Server-Centric versus Browser-Centric

James Strachan: Is Ajax gonna kill the web frameworks?:

So is the web application of the future going to be static HTML & JavaScript, served up by Apache with Ajax interacting with a bunch of XML based web services (maybe using SOAP, maybe just REST etc)? If so, do we really need a web framework thats focussed on HTTP and HTML, or are we just gonna end up developing a bunch of XML based web services and letting Ajax do all the templating, editing and viewing?

While I’ve kept [an open mind](http://ajaxpatterns.org/Ajax_Frameworks an open mind), pure separation is certainly the approach I’ve been using and advocating. Perhaps server-centric approaches can work okay for some intranet apps where the emphasis is on getting up and running, and where many developers want to focus on server-side concepts like messaging, DB, business logic, etc. But the bulk of applications are better off as browser-centric.

With tools like Dojo, Mochikit, Scriptaculous, Ajax Pages, you can quite happily get the whole UI encapsulated in JS. Amid all the Ruby uptake (and for good reason), JS has also come along nicely over the past twelve months. Not just libraries, but techniques for OO design, testing, etc.

In addition, as others have pointed out, the approach goes hand-in-hand with SOA: if you’re going to expose a clean REST API on your server anyway, it’s a no-brainer to proceed with a pure-browser UI. Testing becomes a lot easier too. Separating model and presentation has always been a difficult problem in software … when you have a solution as good as this, you have to put up a very strong argument against it.

So why are people still using server-centric frameworks? The biggest force of resistance seems to be the misplaced notion that JS is a hack and we must avoid working with it at all costs. Or maybe it’s less ideological than that, and because people just haven’t had time to learn it. Fair enough – it’s hard enough to keep up with server-side technologies. But a little time learning the basics of JS would certainly ease the pain of web development.

4 thoughts on Server-Centric versus Browser-Centric

  1. Well spoken. However…. a) I don’t see inherit a conflict between server frameworks and ajax/rest based approaches. At the end the server must validate if bits and pieces fit together and there you at least need to orchestrate your services.

    b) I haven’t come across a decent JS IDE — but you might enlighten me — with robust support for Intellisense even for our own objects.

    c) I don’t see it feasible from a security point of view to expose too much business logic in the browser’s JS. So still some heavy lifting needs to be done on the app server. … Anyhow – we are living in interesting times!

  2. Well spoken. However…. a) I don’t see inherit a conflict between server frameworks and ajax/rest based approaches. At the end the server must validate if bits and pieces fit together and there you at least need to orchestrate your services.

    b) I haven’t come across a decent JS IDE — but you might enlighten me — with robust support for Intellisense even for our own objects.

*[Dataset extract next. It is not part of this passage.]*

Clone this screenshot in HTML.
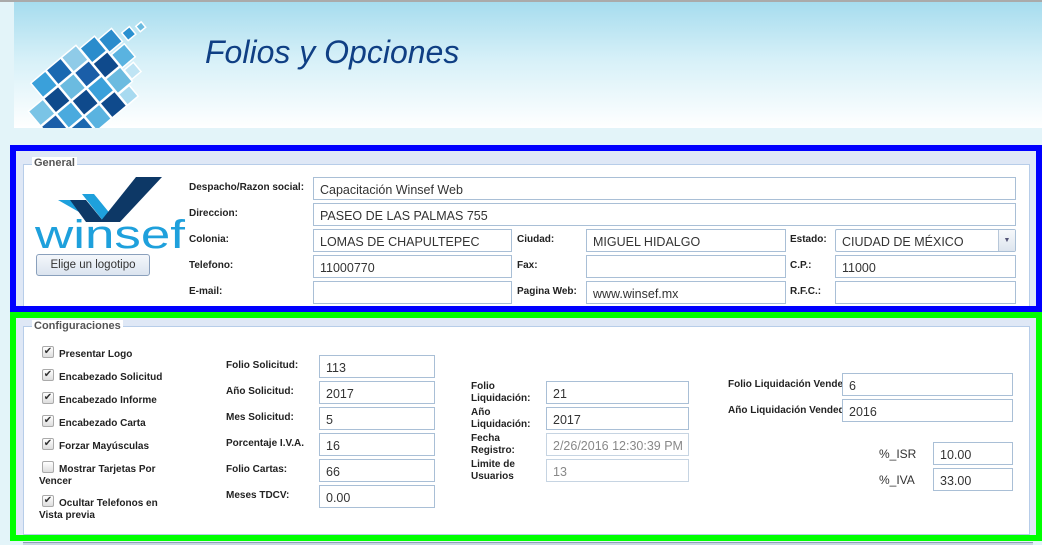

    c) I don’t see it feasible from a security point of view to expose too much business logic in the browser’s JS. So still some heavy lifting needs to be done on the app server. … Anyhow – we are living in interesting times!

  3. The one thing that will kill Ajax (Its already dead in the water as far as I’m concerned, along with nearly all other client side javascript augmentation) is accessibility requirements. Goverments and corporations are under increasing pressure (legal / fear of being sued) to make their content accessible to screen readers. Javascript ties screen readers up in knots. And thats a fact. Most small to medium businesses cant afford the testing time needed to test a site properly with a screen reader. And the price of screen readers are exorbitant too. The development / learning time involved in Ajax is high. This will make most developers (and I mean real developers with real deadlines that dont have time to deliver two solutions like gmail) steer clear. Anyway, Ajax is great for all us sighted developers with tonnes of time and cash.

  4. The one thing that will kill Ajax (Its already dead in the water as far as I’m concerned, along with nearly all other client side javascript augmentation) is accessibility requirements. Goverments and corporations are under increasing pressure (legal / fear of being sued) to make their content accessible to screen readers. Javascript ties screen readers up in knots. And thats a fact. Most small to medium businesses cant afford the testing time needed to test a site properly with a screen reader. And the price of screen readers are exorbitant too. The development / learning time involved in Ajax is high. This will make most developers (and I mean real developers with real deadlines that dont have time to deliver two solutions like gmail) steer clear. Anyway, Ajax is great for all us sighted developers with tonnes of time and cash.